Front-end source files:
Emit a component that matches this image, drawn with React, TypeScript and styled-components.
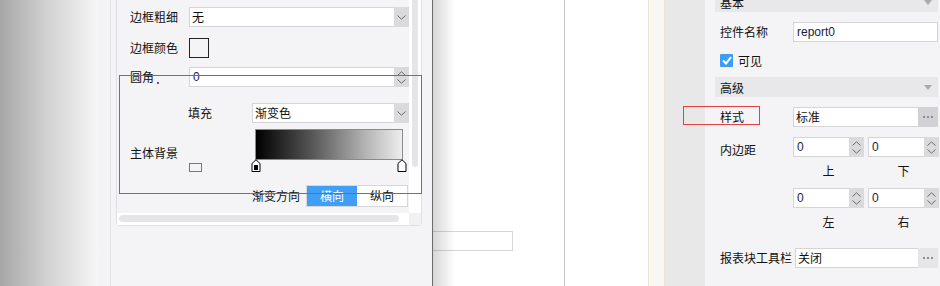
import React from "react";
import styled, { createGlobalStyle } from "styled-components";

const GlobalStyle = createGlobalStyle`
  html, body {
    margin: 0;
    padding: 0;
  }
  body {
    width: 940px;
    height: 286px;
    overflow: hidden;
    background: #ffffff;
    font-family: "Noto Sans CJK SC", "Liberation Sans", sans-serif;
    font-size: 12px;
    color: #111111;
  }
`;

const Screen = styled.div`
  position: relative;
  display: flex;
  width: 940px;
  height: 286px;
  overflow: hidden;
`;

const Backdrop = styled.div`
  flex: none;
  width: 98px;
  background: linear-gradient(to right, #a6a6a6 0%, #cfcfcf 45%, #f6f6f6 100%);
`;

const SidePanel = styled.div`
  flex: none;
  width: 335px;
  box-sizing: border-box;
  padding-left: 12px;
  background: #f4f4f6;
  border-right: 1px solid #6c6c6c;
`;

const SideInner = styled.div`
  height: 100%;
  padding-left: 5px;
  border-left: 1px solid #e3e3e7;
`;

const Card = styled.div`
  position: relative;
  width: 306px;
  height: 226px;
  box-sizing: border-box;
  display: grid;
  grid-template-columns: 292px 12px;
  grid-template-rows: 213px 12px;
  border: 1px solid #e0e0e4;
  border-top: none;
  border-radius: 0 0 4px 4px;
  background: #f4f4f6;
`;

const Rows = styled.div`
  display: flex;
  flex-direction: column;
  padding-top: 7px;
`;

const Row = styled.div<{ $top?: number; $h?: number }>`
  display: flex;
  align-items: center;
  height: ${(p) => p.$h ?? 20}px;
  margin-top: ${(p) => p.$top ?? 0}px;
`;

const Label = styled.span<{ $w?: number; $pad?: number }>`
  flex: none;
  box-sizing: border-box;
  width: ${(p) => p.$w ?? 72}px;
  padding-left: ${(p) => p.$pad ?? 13}px;
  line-height: 14px;
  white-space: nowrap;
`;

const Dot = styled.span`
  display: inline-block;
  width: 2px;
  height: 2px;
  margin-left: 3px;
  vertical-align: -2px;
  background: #8a3f9c;
`;

const Field = styled.div<{ $w: number }>`
  display: flex;
  width: ${(p) => p.$w}px;
  height: 20px;
  box-sizing: border-box;
  border: 1px solid #d5d5d8;
  background: #ffffff;
`;

const FieldText = styled.span<{ $latin?: boolean }>`
  flex: 1;
  padding-left: ${(p) => (p.$latin ? 3 : 2)}px;
  line-height: 18px;
  font-family: ${(p) =>
    p.$latin
      ? `"Liberation Sans", Arial, sans-serif`
      : `"Noto Sans CJK SC", sans-serif`};
  color: ${(p) => (p.$latin ? "#1b1b48" : "#111111")};
  white-space: nowrap;
  overflow: hidden;
`;

const SideButton = styled.span<{ $light?: boolean }>`
  flex: none;
  width: 15px;
  margin: -1px -1px -1px 0;
  display: flex;
  flex-direction: column;
  align-items: center;
  justify-content: center;
  background: ${(p) => (p.$light ? "#e6e6e8" : "#dadadd")};
`;

const MoreButton = styled.span<{ $light?: boolean }>`
  flex: none;
  width: 20px;
  margin: -1px -1px -1px 0;
  display: flex;
  align-items: center;
  justify-content: center;
  gap: 2px;
  background: ${(p) => (p.$light ? "#e6e6e8" : "#d2d2d6")};

  & > i {
    width: 2px;
    height: 2px;
    background: #8c8c90;
  }
`;

const Swatch = styled.span`
  width: 20px;
  height: 20px;
  box-sizing: border-box;
  border: 1px solid #222222;
  background: #f4f4f6;
`;

const GradientRow = styled.div`
  display: flex;
  height: 43px;
  margin-top: 6px;
`;

const MiniSwatch = styled.span`
  display: block;
  width: 13px;
  height: 9px;
  box-sizing: border-box;
  margin-top: 34px;
  border: 1px solid #df4a4a;
`;

const SwatchCell = styled.div`
  width: 63px;
`;

const Editor = styled.div`
  position: relative;
  width: 157px;
  padding-left: 4px;
`;

const GradientBar = styled.div`
  width: 148px;
  height: 31px;
  box-sizing: border-box;
  border: 1px solid #8a8a8a;
  background: linear-gradient(to right, #000000 0%, #5a5a5a 40%, #b4b4b4 75%, #ededed 100%);
`;

const Stop = styled.svg<{ $x: number }>`
  position: absolute;
  top: 30px;
  left: ${(p) => p.$x}px;
`;

const Segmented = styled.div`
  display: flex;
  width: 102px;
  height: 22px;
  box-sizing: border-box;
  border: 1px solid #d8d8dc;
  background: #ffffff;
`;

const Segment = styled.span<{ $active?: boolean }>`
  flex: 1;
  text-align: center;
  line-height: 20px;
  background: ${(p) => (p.$active ? "#419ef5" : "#ffffff")};
  color: ${(p) => (p.$active ? "#ffffff" : "#111111")};
`;

const VTrack = styled.div`
  background: #ffffff;
  padding-left: 3px;
`;

const VThumb = styled.div`
  width: 6px;
  height: 167px;
  border-radius: 0 0 3px 3px;
  background: #e5e5e7;
`;

const HTrack = styled.div`
  background: #ffffff;
  padding: 2px 0 0 2px;
`;

const HThumb = styled.div`
  width: 280px;
  height: 7px;
  border-radius: 4px;
  background: #e5e5e7;
`;

const Corner = styled.div`
  background: #f1f1f3;
`;

const Highlight = styled.div<{ $x: number; $y: number; $w: number; $h: number }>`
  position: absolute;
  left: ${(p) => p.$x}px;
  top: ${(p) => p.$y}px;
  width: ${(p) => p.$w}px;
  height: ${(p) => p.$h}px;
  box-sizing: border-box;
  border: 1px solid #e8403e;
  pointer-events: none;
`;

const Canvas = styled.div`
  position: relative;
  flex: none;
  display: flex;
  width: 215px;
  background: #ffffff;

  &::before {
    content: "";
    position: absolute;
    left: 0;
    top: 0;
    bottom: 0;
    width: 22px;
    background: linear-gradient(to right, rgba(0, 0, 0, 0.16), rgba(0, 0, 0, 0));
    pointer-events: none;
  }
`;

const Page = styled.div`
  width: 131px;
  border-right: 1px solid #c5c5c7;
  padding-top: 231px;
`;

const CanvasInput = styled.div`
  width: 80px;
  height: 20px;
  box-sizing: border-box;
  border: 1px solid #d6d6d8;
  border-left: none;
`;

const Ruler = styled.div`
  flex: none;
  width: 17px;
  box-sizing: border-box;
  background: #f8f7f4;
  border-left: 1px solid #eee3d1;
  border-right: 1px solid #eee3d1;
`;

const Gutter = styled.div`
  flex: none;
  width: 40px;
  background: #e8e8e9;
`;

const PropPanel = styled.div`
  flex: none;
  width: 235px;
  box-sizing: border-box;
  padding: 0 2px 0 10px;
  background: #f4f4f6;
`;

const PropScroll = styled.div`
  display: flex;
  flex-direction: column;
  margin-top: -8px;
`;

const SectionHead = styled.div<{ $top?: number }>`
  display: flex;
  align-items: center;
  justify-content: space-between;
  height: 20px;
  margin-top: ${(p) => p.$top ?? 0}px;
  padding: 0 6px 0 5px;
  background: #e8e8ea;
`;

const Caret = styled.span`
  width: 0;
  height: 0;
  border-left: 4px solid transparent;
  border-right: 4px solid transparent;
  border-top: 5px solid #a9a9ad;
`;

const PropRow = styled.div<{ $top?: number }>`
  display: flex;
  align-items: center;
  height: 20px;
  margin-top: ${(p) => p.$top ?? 0}px;
  padding-left: 5px;
`;

const CheckRow = styled.div`
  display: flex;
  align-items: center;
  gap: 5px;
  height: 13px;
  margin-top: 12px;
  padding-left: 5px;
`;

const CheckBox = styled.span`
  width: 13px;
  height: 13px;
  border-radius: 1px;
  background: #3f9cf3;
  display: flex;
  align-items: center;
  justify-content: center;
`;

const SpinGrid = styled.div<{ $top?: number }>`
  display: grid;
  grid-template-columns: 71px 71px;
  column-gap: 4px;
  margin-top: ${(p) => p.$top ?? 0}px;
  margin-left: 78px;
`;

const Caption = styled.span`
  margin-top: 7px;
  height: 14px;
  line-height: 14px;
  text-align: center;
`;

function Chevron({ up }: { up?: boolean }) {
  return (
    <svg width="9" height="5" viewBox="0 0 9 5">
      <path
        d={up ? "M0.5 4.5 L4.5 0.8 L8.5 4.5" : "M0.5 0.5 L4.5 4.2 L8.5 0.5"}
        fill="none"
        stroke="#6a6a6e"
        strokeWidth="1"
      />
    </svg>
  );
}

function Select({ w, value }: { w: number; value: string }) {
  return (
    <Field $w={w}>
      <FieldText>{value}</FieldText>
      <SideButton>
        <Chevron />
      </SideButton>
    </Field>
  );
}

function Spin({ w, value, light }: { w: number; value: string; light?: boolean }) {
  return (
    <Field $w={w}>
      <FieldText $latin>{value}</FieldText>
      <SideButton $light={light} style={{ gap: 3 }}>
        <Chevron up />
        <Chevron />
      </SideButton>
    </Field>
  );
}

function More({ w, value, light }: { w: number; value: string; light?: boolean }) {
  return (
    <Field $w={w}>
      <FieldText>{value}</FieldText>
      <MoreButton $light={light}>
        <i />
        <i />
        <i />
      </MoreButton>
    </Field>
  );
}

function StopMark({ x, filled }: { x: number; filled?: boolean }) {
  return (
    <Stop $x={x} width="10" height="13" viewBox="0 0 10 13">
      <path d="M5 0.8 L9 4.5 L9 12.5 L1 12.5 L1 4.5 Z" fill="#ffffff" stroke="#000000" strokeWidth="1" />
      {filled && <rect x="3" y="6" width="4" height="5" fill="#000000" />}
    </Stop>
  );
}

export default function App() {
  return (
    <>
      <GlobalStyle />
      <Screen>
        <Backdrop />
        <SidePanel>
          <SideInner>
            <Card>
              <Rows>
                <Row>
                  <Label>边框粗细</Label>
                  <Select w={220} value="无" />
                </Row>
                <Row $top={11}>
                  <Label>边框颜色</Label>
                  <Swatch />
                </Row>
                <Row $top={9}>
                  <Label>
                    圆角
                    <Dot />
                  </Label>
                  <Spin w={220} value="0" />
                </Row>
                <Row $top={16}>
                  <Label $w={135} $pad={71}>
                    填充
                  </Label>
                  <Select w={157} value="渐变色" />
                </Row>
                <GradientRow>
                  <Label style={{ paddingTop: 17 }}>主体背景</Label>
                  <SwatchCell>
                    <MiniSwatch />
                  </SwatchCell>
                  <Editor>
                    <GradientBar />
                    <StopMark x={0} filled />
                    <StopMark x={146} />
                  </Editor>
                </GradientRow>
                <Row $top={13} $h={22}>
                  <Label $w={189} $pad={135}>
                    渐变方向
                  </Label>
                  <Segmented>
                    <Segment $active>横向</Segment>
                    <Segment>纵向</Segment>
                  </Segmented>
                </Row>
              </Rows>
              <VTrack>
                <VThumb />
              </VTrack>
              <HTrack>
                <HThumb />
              </HTrack>
              <Corner />
              <Highlight $x={2} $y={75} $w={303} $h={119} />
            </Card>
          </SideInner>
        </SidePanel>
        <Canvas>
          <Page>
            <CanvasInput />
          </Page>
        </Canvas>
        <Ruler />
        <Gutter />
        <PropPanel>
          <PropScroll>
            <SectionHead>
              <span>基本</span>
              <Caret />
            </SectionHead>
            <PropRow $top={10}>
              <Label $w={73} $pad={0}>
                控件名称
              </Label>
              <Field $w={146}>
                <FieldText $latin>report0</FieldText>
              </Field>
            </PropRow>
            <CheckRow>
              <CheckBox>
                <svg width="10" height="9" viewBox="0 0 10 9">
                  <path d="M1 4.5 L4 7.5 L9 1.2" fill="none" stroke="#ffffff" strokeWidth="2" />
                </svg>
              </CheckBox>
              <span>可见</span>
            </CheckRow>
            <SectionHead $top={10}>
              <span>高级</span>
              <Caret />
            </SectionHead>
            <PropRow $top={10}>
              <Label $w={73} $pad={0}>
                样式
              </Label>
              <More w={146} value="标准" />
            </PropRow>
            <PropRow $top={15} style={{ alignItems: "flex-start", height: "auto" }}>
              <Label $w={73} $pad={0} style={{ marginTop: 1 }}>
                内边距
              </Label>
            </PropRow>
            <SpinGrid $top={-20}>
              <Spin w={71} value="0" />
              <Spin w={71} value="0" />
              <Caption>上</Caption>
              <Caption>下</Caption>
            </SpinGrid>
            <SpinGrid $top={10}>
              <Spin w={71} value="0" />
              <Spin w={71} value="0" />
              <Caption>左</Caption>
              <Caption>右</Caption>
            </SpinGrid>
            <PropRow $top={19}>
              <Label $w={75} $pad={0}>
                报表块工具栏
              </Label>
              <More w={143} value="关闭" light />
            </PropRow>
          </PropScroll>
        </PropPanel>
        <Highlight $x={683} $y={106} $w={77} $h={19} />
      </Screen>
    </>
  );
}
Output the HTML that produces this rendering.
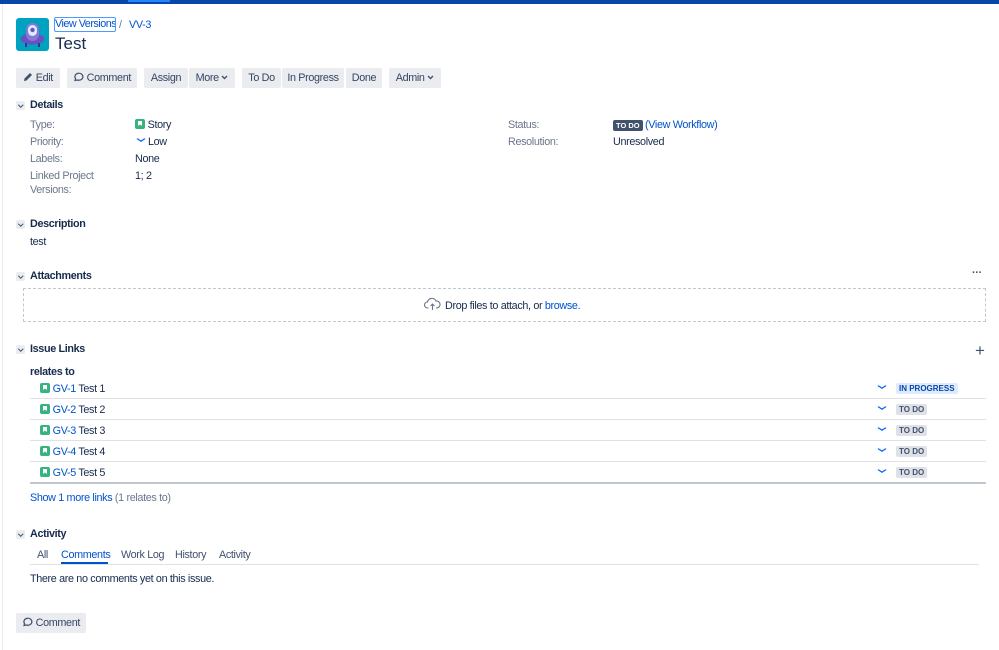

* Exercise requirements *
Search the entries for the word "this" and pick out every line that holds it.

* Result of the exercise *
Emit a component that matches this image, drawn with React, TypeScript and styled-components.
Output the HTML that produces this rendering.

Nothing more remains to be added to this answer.